● Written instruction:
Strip the pictures and reproduce the rest of the listing exactly.

● Material:
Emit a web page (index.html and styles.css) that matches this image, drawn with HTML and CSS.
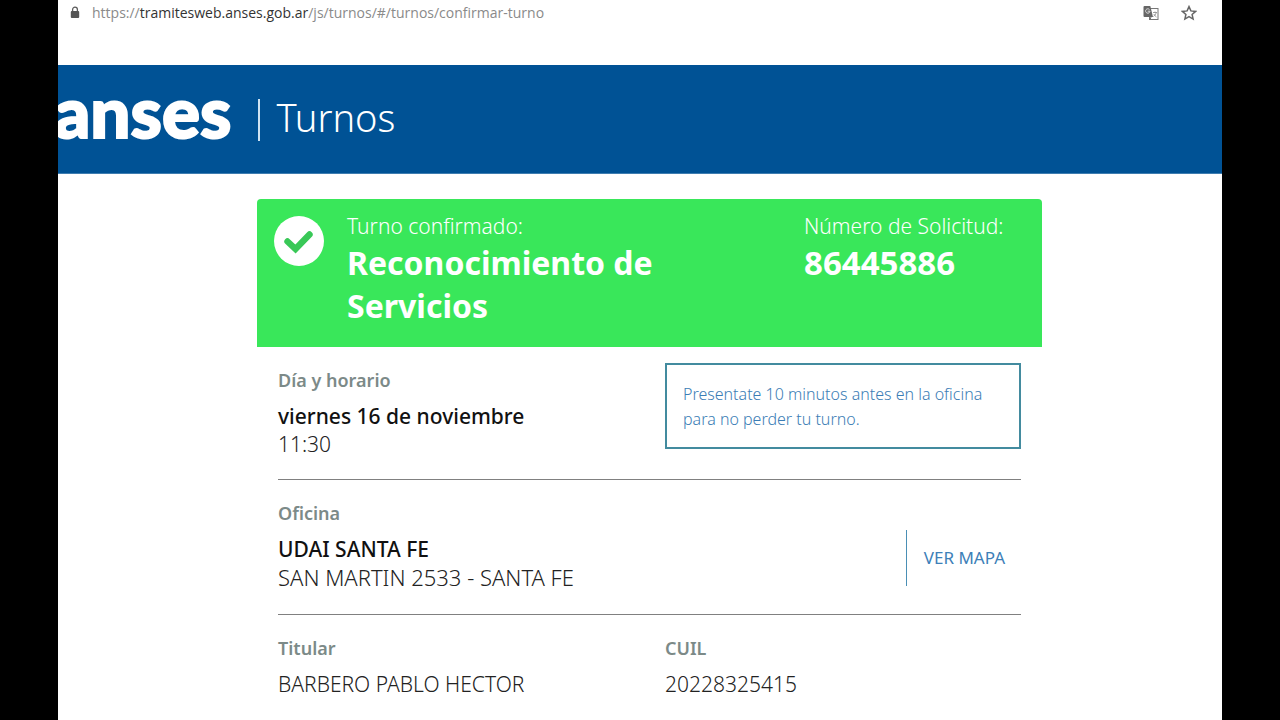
FILE: index.html
```html
<!DOCTYPE html>
<html lang="es">
<head>
<meta charset="utf-8">
<meta name="viewport" content="width=device-width, initial-scale=1">
<title>anses | Turnos</title>
<link rel="stylesheet" href="styles.css">
</head>
<body>
<div class="page">
  <div class="address-bar">
    <svg class="lock" viewBox="0 0 10 13" aria-hidden="true"><path d="M2.6 6V3.6a2.4 2.4 0 0 1 4.8 0V6" fill="none" stroke="#5c5c5c" stroke-width="1.3"/><rect x="0.8" y="5" width="8.4" height="7" rx="1" fill="#555"/></svg>
    <span class="url">https://<span class="url-host">tramitesweb.anses.gob.ar</span>/js/turnos/#/turnos/confirmar-turno</span>
    <button class="icon-button" aria-label="Traducir esta página">
      <svg width="16" height="16" viewBox="0 0 16 16" aria-hidden="true"><rect x="6.500" y="3.500" width="8.500" height="11" fill="#fff" stroke="#777"/><path d="M1.500 1h5.800l2.700 11H1.500a1 1 0 0 1-1-1V2a1 1 0 0 1 1-1z" fill="#666"/><path d="M7 6.200H4.700M6.500 4.600A2.200 2.200 0 1 0 7 6.200" fill="none" stroke="#ddd" stroke-width="1"/><path d="M8 12l-1 2.500" stroke="#666"/><path d="M10 7.500h4M12 6.500v1M13.200 7.500c-.4 2-1.600 3.200-2.800 4M10.800 9c.7 1.500 1.700 2.200 2.700 3" fill="none" stroke="#888" stroke-width=".8"/></svg>
    </button>
    <button class="icon-button" aria-label="Agregar a favoritos">
      <svg width="16" height="16" viewBox="0 0 16 16" aria-hidden="true"><path d="M8 1.600l1.900 4.300 4.700.5-3.500 3.100 1 4.600L8 11.700l-4.100 2.400 1-4.600L1.400 6.400l4.700-.5z" fill="none" stroke="#666" stroke-width="1.500"/></svg>
    </button>
  </div>

  <header class="site-header">
    <span class="logo">anses</span>
    <span class="section-name">Turnos</span>
  </header>

  <main class="ticket">
    <section class="banner">
      <svg class="check" viewBox="0 0 50 50" aria-hidden="true"><circle cx="25" cy="25" r="25" fill="#fff"/><path d="M13.500 25.500l8 7.500L35.500 18.500" fill="none" stroke="#39c857" stroke-width="6.400" stroke-linecap="round" stroke-linejoin="miter"/></svg>
      <div class="banner-service">
        <p class="banner-label">Turno confirmado:</p>
        <h1 class="banner-title">Reconocimiento de Servicios</h1>
      </div>
      <div>
        <p class="banner-label">Número de Solicitud:</p>
        <p class="banner-number">86445886</p>
      </div>
    </section>

    <div class="details">
      <section class="row">
        <div class="field">
          <h2 class="label">Día y horario</h2>
          <p class="value strong">viernes 16 de noviembre</p>
          <p class="value">11:30</p>
        </div>
        <p class="notice">Presentate 10 minutos antes en la oficina para no perder tu turno.</p>
      </section>
      <section class="row">
        <div class="field">
          <h2 class="label">Oficina</h2>
          <p class="value strong">UDAI SANTA FE</p>
          <p class="value address">SAN MARTIN 2533 - SANTA FE</p>
        </div>
        <a class="map-link" href="#mapa">VER MAPA</a>
      </section>
      <section class="row">
        <div class="field">
          <h2 class="label">Titular</h2>
          <p class="value">BARBERO PABLO HECTOR</p>
        </div>
        <div class="field">
          <h2 class="label">CUIL</h2>
          <p class="value">20228325415</p>
        </div>
      </section>
    </div>
  </main>
</div>
</body>
</html>
```
FILE: styles.css
```css
* {
  box-sizing: border-box;
}

body {
  margin: 0;
  background: #000;
  font-family: "Noto Sans", "Open Sans", sans-serif;
  color: #222;
}

h1,
h2,
p {
  margin: 0;
}

.page {
  height: 100vh;
  margin: 0 58px;
  background: #fff;
  overflow: hidden;
}

.address-bar {
  display: flex;
  align-items: center;
  height: 25px;
  padding: 0 25px 0 12px;
  margin-bottom: 40px;
}

.lock {
  width: 10px;
  height: 13px;
  margin-right: 12px;
}

.url {
  flex: 1;
  font-family: "Open Sans", sans-serif;
  font-size: 14px;
  color: #8a8a8a;
}

.url-host {
  color: #333;
}

.icon-button {
  display: flex;
  margin-left: 22px;
  padding: 0;
  border: 0;
  background: none;
}

.site-header {
  display: flex;
  align-items: flex-start;
  height: 109px;
  padding-top: 34px;
  border-bottom: 1px solid #3f7db0;
  background: #005295;
  color: #fff;
}

.logo {
  margin-left: -4px;
  font-family: Lato, sans-serif;
  font-size: 71px;
  font-weight: 900;
  line-height: 24px;
  -webkit-text-stroke: 2px #fff;
}

.section-name {
  margin-left: 26px;
  padding: 0 0 6px 17px;
  border-left: 2px solid #cfe3f2;
  font-size: 38px;
  font-weight: 300;
  line-height: 36px;
}

.ticket {
  margin: 25px 180px 0 199px;
}

.banner {
  display: grid;
  grid-template-columns: 50px 1fr 222px;
  min-height: 148px;
  padding: 13px 16px 0 17px;
  border-radius: 4px 4px 0 0;
  background: #39e75a;
  color: #fff;
}

.banner-service {
  padding: 0 120px 0 23px;
}

.check {
  width: 50px;
  height: 50px;
  margin-top: 4px;
}

.banner-label {
  font-size: 21px;
  font-weight: 300;
  line-height: 29px;
}

.banner-title,
.banner-number {
  font-size: 32px;
  font-weight: 700;
  line-height: 43px;
}

.banner-number {
  font-size: 33px;
}

.details {
  padding: 0 21px;
}

.row {
  display: grid;
  grid-template-columns: 1fr 356px;
  column-gap: 31px;
  min-height: 135px;
  padding-top: 16px;
}

.row:first-child {
  min-height: 132px;
}

.row + .row {
  border-top: 1px solid #808080;
}

.field {
  padding-top: 4px;
}

.label {
  margin-bottom: 9px;
  font-size: 18px;
  font-weight: 600;
  line-height: 26px;
  color: #7c8a88;
}

.value {
  font-size: 21px;
  font-weight: 300;
  line-height: 28px;
}

.address {
  font-size: 22px;
}

.strong {
  font-weight: 500;
  color: #111;
}

.notice {
  align-self: start;
  padding: 17px 16px 15px;
  border: 2px solid #438b9f;
  font-size: 16px;
  font-weight: 300;
  line-height: 25px;
  color: #3b7db5;
}

.map-link {
  justify-self: end;
  align-self: center;
  margin-top: 6px;
  padding: 0 16px 0 17px;
  border-left: 1px solid #4a8fb5;
  font-size: 17px;
  line-height: 56px;
  color: #3d80b8;
  text-decoration: none;
}
```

● Solution to the problem:
Emit a web page (index.html and styles.css) that matches this image, drawn with HTML and CSS.
FILE: index.html
```html
<!DOCTYPE html>
<html lang="es">
<head>
<meta charset="utf-8">
<meta name="viewport" content="width=device-width, initial-scale=1">
<title>anses | Turnos</title>
<link rel="stylesheet" href="styles.css">
</head>
<body>
<div class="page">
  <div class="address-bar">
    <svg class="lock" viewBox="0 0 10 13" aria-hidden="true"><path d="M2.6 6V3.6a2.4 2.4 0 0 1 4.8 0V6" fill="none" stroke="#5c5c5c" stroke-width="1.3"/><rect x="0.8" y="5" width="8.4" height="7" rx="1" fill="#555"/></svg>
    <span class="url">https://<span class="url-host">tramitesweb.anses.gob.ar</span>/js/turnos/#/turnos/confirmar-turno</span>
    <button class="icon-button" aria-label="Traducir esta página">
      <svg width="16" height="16" viewBox="0 0 16 16" aria-hidden="true"><rect x="6.500" y="3.500" width="8.500" height="11" fill="#fff" stroke="#777"/><path d="M1.500 1h5.800l2.700 11H1.500a1 1 0 0 1-1-1V2a1 1 0 0 1 1-1z" fill="#666"/><path d="M7 6.200H4.700M6.500 4.600A2.200 2.200 0 1 0 7 6.200" fill="none" stroke="#ddd" stroke-width="1"/><path d="M8 12l-1 2.500" stroke="#666"/><path d="M10 7.500h4M12 6.500v1M13.200 7.500c-.4 2-1.600 3.200-2.800 4M10.800 9c.7 1.500 1.700 2.200 2.700 3" fill="none" stroke="#888" stroke-width=".8"/></svg>
    </button>
    <button class="icon-button" aria-label="Agregar a favoritos">
      <svg width="16" height="16" viewBox="0 0 16 16" aria-hidden="true"><path d="M8 1.600l1.900 4.300 4.700.5-3.500 3.100 1 4.600L8 11.700l-4.100 2.400 1-4.600L1.400 6.400l4.700-.5z" fill="none" stroke="#666" stroke-width="1.500"/></svg>
    </button>
  </div>

  <header class="site-header">
    <span class="logo">anses</span>
    <span class="section-name">Turnos</span>
  </header>

  <main class="ticket">
    <section class="banner">
      <svg class="check" viewBox="0 0 50 50" aria-hidden="true"><circle cx="25" cy="25" r="25" fill="#fff"/><path d="M13.500 25.500l8 7.500L35.500 18.500" fill="none" stroke="#39c857" stroke-width="6.400" stroke-linecap="round" stroke-linejoin="miter"/></svg>
      <div class="banner-service">
        <p class="banner-label">Turno confirmado:</p>
        <h1 class="banner-title">Reconocimiento de Servicios</h1>
      </div>
      <div>
        <p class="banner-label">Número de Solicitud:</p>
        <p class="banner-number">86445886</p>
      </div>
    </section>

    <div class="details">
      <section class="row">
        <div class="field">
          <h2 class="label">Día y horario</h2>
          <p class="value strong">viernes 16 de noviembre</p>
          <p class="value">11:30</p>
        </div>
        <p class="notice">Presentate 10 minutos antes en la oficina para no perder tu turno.</p>
      </section>
      <section class="row">
        <div class="field">
          <h2 class="label">Oficina</h2>
          <p class="value strong">UDAI SANTA FE</p>
          <p class="value address">SAN MARTIN 2533 - SANTA FE</p>
        </div>
        <a class="map-link" href="#mapa">VER MAPA</a>
      </section>
      <section class="row">
        <div class="field">
          <h2 class="label">Titular</h2>
          <p class="value">BARBERO PABLO HECTOR</p>
        </div>
        <div class="field">
          <h2 class="label">CUIL</h2>
          <p class="value">20228325415</p>
        </div>
      </section>
    </div>
  </main>
</div>
</body>
</html>
```
FILE: styles.css
```css
* {
  box-sizing: border-box;
}

body {
  margin: 0;
  background: #000;
  font-family: "Noto Sans", "Open Sans", sans-serif;
  color: #222;
}

h1,
h2,
p {
  margin: 0;
}

.page {
  height: 100vh;
  margin: 0 58px;
  background: #fff;
  overflow: hidden;
}

.address-bar {
  display: flex;
  align-items: center;
  height: 25px;
  padding: 0 25px 0 12px;
  margin-bottom: 40px;
}

.lock {
  width: 10px;
  height: 13px;
  margin-right: 12px;
}

.url {
  flex: 1;
  font-family: "Open Sans", sans-serif;
  font-size: 14px;
  color: #8a8a8a;
}

.url-host {
  color: #333;
}

.icon-button {
  display: flex;
  margin-left: 22px;
  padding: 0;
  border: 0;
  background: none;
}

.site-header {
  display: flex;
  align-items: flex-start;
  height: 109px;
  padding-top: 34px;
  border-bottom: 1px solid #3f7db0;
  background: #005295;
  color: #fff;
}

.logo {
  margin-left: -4px;
  font-family: Lato, sans-serif;
  font-size: 71px;
  font-weight: 900;
  line-height: 24px;
  -webkit-text-stroke: 2px #fff;
}

.section-name {
  margin-left: 26px;
  padding: 0 0 6px 17px;
  border-left: 2px solid #cfe3f2;
  font-size: 38px;
  font-weight: 300;
  line-height: 36px;
}

.ticket {
  margin: 25px 180px 0 199px;
}

.banner {
  display: grid;
  grid-template-columns: 50px 1fr 222px;
  min-height: 148px;
  padding: 13px 16px 0 17px;
  border-radius: 4px 4px 0 0;
  background: #39e75a;
  color: #fff;
}

.banner-service {
  padding: 0 120px 0 23px;
}

.check {
  width: 50px;
  height: 50px;
  margin-top: 4px;
}

.banner-label {
  font-size: 21px;
  font-weight: 300;
  line-height: 29px;
}

.banner-title,
.banner-number {
  font-size: 32px;
  font-weight: 700;
  line-height: 43px;
}

.banner-number {
  font-size: 33px;
}

.details {
  padding: 0 21px;
}

.row {
  display: grid;
  grid-template-columns: 1fr 356px;
  column-gap: 31px;
  min-height: 135px;
  padding-top: 16px;
}

.row:first-child {
  min-height: 132px;
}

.row + .row {
  border-top: 1px solid #808080;
}

.field {
  padding-top: 4px;
}

.label {
  margin-bottom: 9px;
  font-size: 18px;
  font-weight: 600;
  line-height: 26px;
  color: #7c8a88;
}

.value {
  font-size: 21px;
  font-weight: 300;
  line-height: 28px;
}

.address {
  font-size: 22px;
}

.strong {
  font-weight: 500;
  color: #111;
}

.notice {
  align-self: start;
  padding: 17px 16px 15px;
  border: 2px solid #438b9f;
  font-size: 16px;
  font-weight: 300;
  line-height: 25px;
  color: #3b7db5;
}

.map-link {
  justify-self: end;
  align-self: center;
  margin-top: 6px;
  padding: 0 16px 0 17px;
  border-left: 1px solid #4a8fb5;
  font-size: 17px;
  line-height: 56px;
  color: #3d80b8;
  text-decoration: none;
}
```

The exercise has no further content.